The short-term and simple solution was to segment all 200 of these users: each user can only see his own transactions. This, however, does not reflect real-world conditions. In production, multiple user IDs are able to share the list of transactions. Additionally, there's no pride in the segmenting solution.
In order to avoid the race condition which results in an error, the simulated users must process transactions deterministically, instead of choosing the next seemingly available transaction. But if these users do not, by default, communicate with each other nor with any central entity, what to do?
Fortunately, the testing software that my team uses allows loading and using custom DLLs for every simulated user! Typically
DLLs are used for sharing common functionality between programs. In this tesing software, DLLs allow me to utilize functionality that the software was not designed to support explicitly.
I proposed to my manager the concept of a DLL which allows each simulated user to communicate with a central database. The first stage of our testing process would have simulated users input transactions, receive unique IDs, and store them in the database. The second part, where these users process transactions, would query the central database and receive the next available ID. Once the ID is issued to a user, it would not be reissued to anyone else. Thanks to the inherent qualities of a relational database (see
ACID), this race condition is gone, and future race conditions of this nature are not feared.
I thought writing this DLL a pretty daunting project, and it was an innovative idea for the line of work that my team is on, so I made my manager aware that it would take "a long time", meaning weeks. The reasons I banked on it taking so long, in order of increasing significance:
- I've never written a Windows DLL before
- I had no standard corporate compiler, as middle management denied my team's request for the media of Microsoft Visual Studio; I had to improvise
- My DLL is supposed to interface with a relational database through a yet-another DLL; I have never used DLLs in programs before
- Despite choosing C as the best language for this project, I've never written a pure C program beyond printing "Hello world" to the screen
The compiler issue was solved by using
MinGW with MSYS. This offers GCC in a UNIX-like environment (including make and, more importantly, ls!). It was surprisingly painless to set up, foreshadowing future successes. Open-source/Free compilers and UNIX environments are a godsend. Item 2-solved.

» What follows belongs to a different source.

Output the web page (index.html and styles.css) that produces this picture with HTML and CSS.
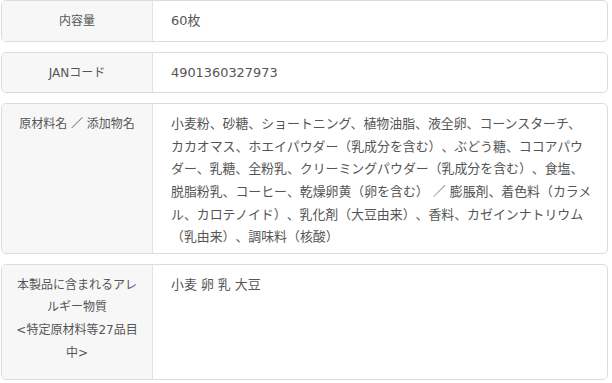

Within 10 minutes of setting up a compiler and executing a custom "Hello world" program in C++, I found a great example of compiling Windows DLLs with MinGW, and confirmed success by exporting the arduous and convoluted functionality of displaying the greeting into a separate library. DLLs are great. Item 1-solved.
Then I got down into C and libpq, PostgreSQL's C interface. First, I'd like to discuss libpq. I was expecting to discover idiosyncrasies and non-intuitive gotchas-it is what I am used to after working with software as a user for many years. Yet, this was not the case. Everything worked perfectly. Connecting to the database-instant and reliable. Executing a query and receiving results-flawless. Everything was intuitive and worked just right. PostgreSQL and its C interface are awesome. Item 3-solved.
Now, C. My closest experience with C was when in 9th grade I wrote a Hangman program in C++ with a twist: I chose not to use the AP string (apstring) library and instead to pass character arrays around. My reasoning at the time is that I did not want to bow down to The Man, and wanted to prove to myself and others that I can live without apstring. I succeeded, but recall having an unexplained issue of parts of static text in the greeting being overwritten with random characters. ...Yeah.
Since then I got a bit more knowledgeable about memory, pointers, and was ready to tackle passing character arrays, minus the buffer overflows this time.
I've begun to appreciate the beauty and utility of C. Never have I felt more in control of what the DLL is doing, and how it is shuttling data. I had to patch a few discovered buffer overflows after determining that strncpy() behaves slightly differently than how I expected it to work, but thankfully the code for my DLL is small enough that I am not losing track of neither the big picture nor the details of its every aspect. Therefore I can test every bit of the functionality of the DLL, trace it, and verify that it is doing exactly what it should be doing. The DLL works, and it is superfast. The last item, item 4-solved.
It took me about two workdays to complete this project, from the time I committed to it to the time I demonstrated the 25-kilobyte beauty to my manager and some coworkers. I am grateful to have access to the excellent tools that made this project possible in the short timeframe: GCC (which thankfully supports Windows), PostgreSQL (which thankfully supports Windows), and C.